Decorative Mending Class Series with Sarah Lillegard

As most of you know, I've really been craving a creative outlet lately, and I feel like if I need it, then there must be others out there that feel the same way too! In addition to my series of Textile Painting Classes with Casey Sibley, I've added in a Decorative Mending Class series with Sarah Lillegard too!

All too often I come across a stellar piece of vintage clothing to see that it has an unsightly hole or stain. But me being me, I'm just not able to throw it away. I've done a little decorative mending myself but I certainly don't have the breadth of mending knowledge that Sarah has.

From Sashiko, a traditional Japanese mending technique, to making our own patches from vintage fabric, we will be learning all sorts of awesome skills to save our favorite clothing items from the landfill--all while cozying up on our favorite vintage couch with a glass of wine and good company!

Sashiko:

 

 

Wednesday, October 11.

 

6-7:30pm

 

 

Bring your worn denim in for a little mending revival with sashiko, a traditional Japanese form of stitching that both mends and decorates clothing.

Embroidery Embellishments:

 

 

Wednesday, November 8.

 

 

6-7:30pm

 

Working with satin, blanket, and chain stitches, we will teach you how to embroider your way around stains, tears and mends.

DIY Patch Making Class at The Nest

DIY Patch Making:

 

 

Wednesday, December 13th.

 

6-7:30pm

Come spend the evening making your own custom, vintage fabric, patches to adorn your own garments or to give away as a unique Christmas gift.


Cost:

Day of ticket price: $35. Advanced ticket price: $30. 2 class pass: $55. 3 class pass: $75.

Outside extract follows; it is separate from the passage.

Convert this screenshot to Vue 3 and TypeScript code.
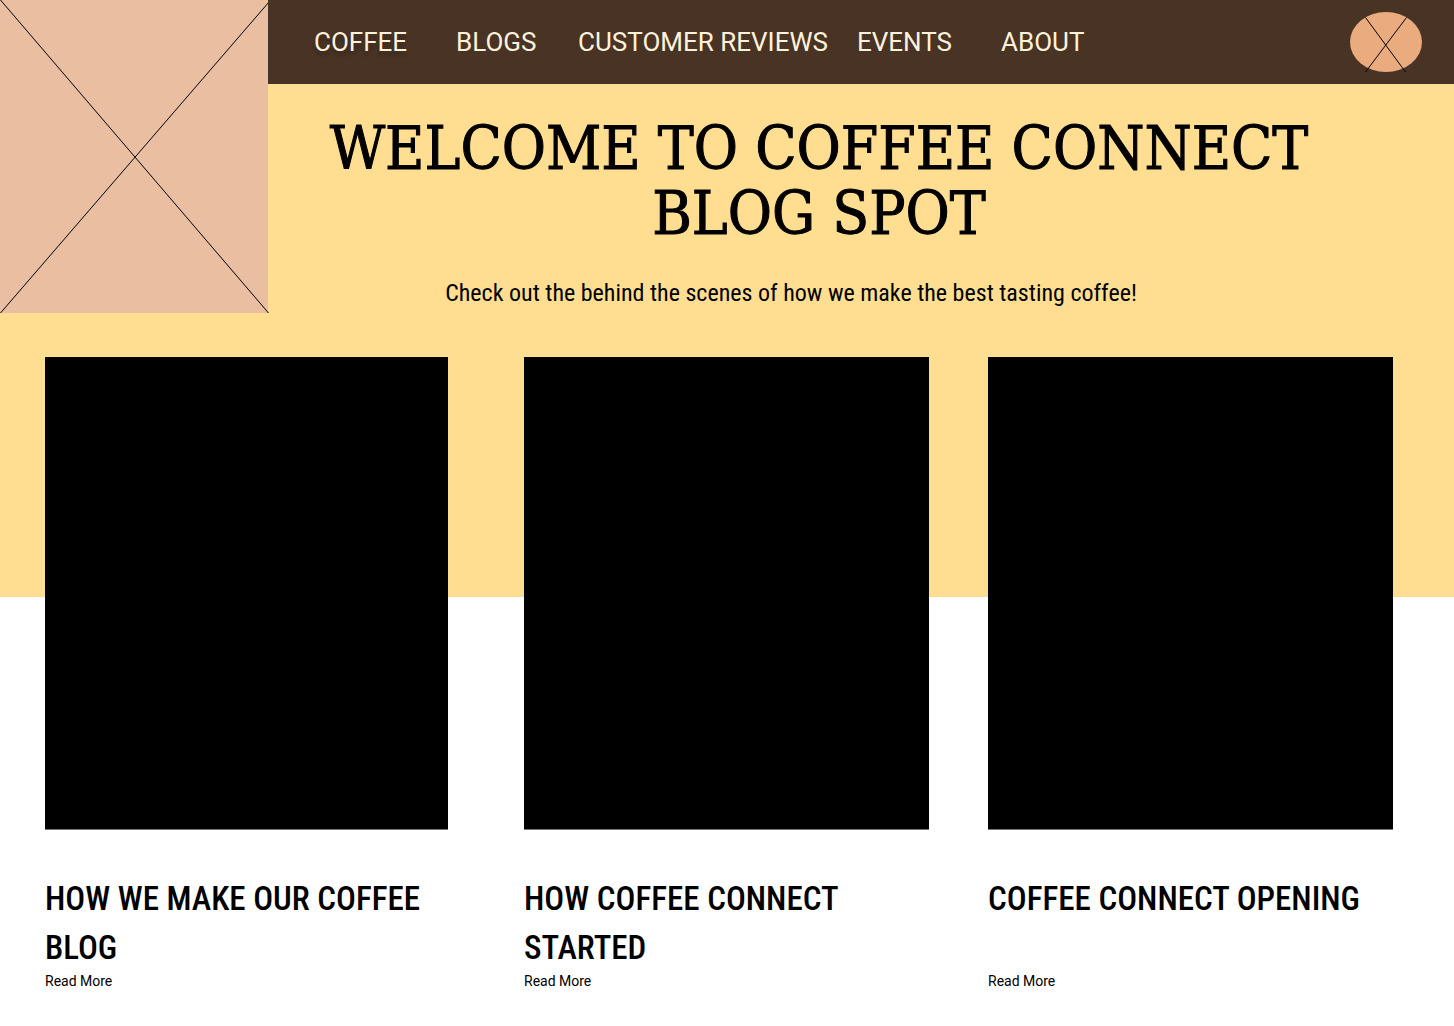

Email tessa@thenestreno.com to reserve a spot and for payment instructions.


meet sarah

Hi Sarah! First of all, I'm so excited for you to come and teach us how to bring new life to our old clothes through decorative mending techniques! But let's get to know you a little bit first...

I grew up in Gardnerville, Nevada, raised by parents who taught themselves everything from patterning backpacking equipment to passive solar landscaping. Through them I learned how to sew, what's under my car's hood, and an avid love of making. After going to college in Walla Walla, Washington, I moved to Reno and solidified a growing hunch that my roots are dug deep in the Great Basin. My perspective, aesthetics and interests are set to this landscape and its history. As far as the nuts and bolts of things go, over the last ten years I have avidly sought ways to be involved with, and support this community I live in. I've co-founded a 'zine collective; ran the galleries for the Holland Project and Sierra Nevada College; coordinated Rogue Art+Craft market; and am currently finishing up my MFA in Interdisciplinary Arts through a low-residency program at Sierra Nevada College.

You seem to me like a jack of all trades when it comes to crafting. What is your specialty?

That's a tough one. I am hungry to learn— everything, all of the time. Maybe the best way to narrow it down, would be "fibers and needlework". This spring, I found a needlework piece at my aunt's house that I made when I was 7. Needlework has the longevity. Fiber has the obsession. Three years ago, I attended the Wool Symposium in Point Reyes, California. From that day on I became an avid wool enthusiast and have now learned handspinning, sheep shearing, natural dyeing, and am cutting my teeth on weaving (with the incredible support of the Reno Fiber Guild).

What drew you in to crafting?

I know of no other way. My mom's a quilter and my dad is a contractor raised by a cabinet maker. It's steeped in me to both make things by hand and seek out work made by others' hands. I can get real romantic about crafting and the handmade... but to spare you, I'll just say that things seem to make more sense to me when they are part of a tactile experience.

I couldn't be more excited about these classes because you are such a great, laidback teacher! Why does teaching call to you?

So often with crafting, the starting point is the most intimidating. If someone just gives you the right explanations and tools, the wheels start moving. Through teaching workshops, classes and demonstrations, I feel like I get to share some of those starting points. With that, I am so excited to share some ways to decoratively mend clothes. It's going to be three evenings of cozying up on vintage couches, talking stitches and adding a little life to some well worn clothing.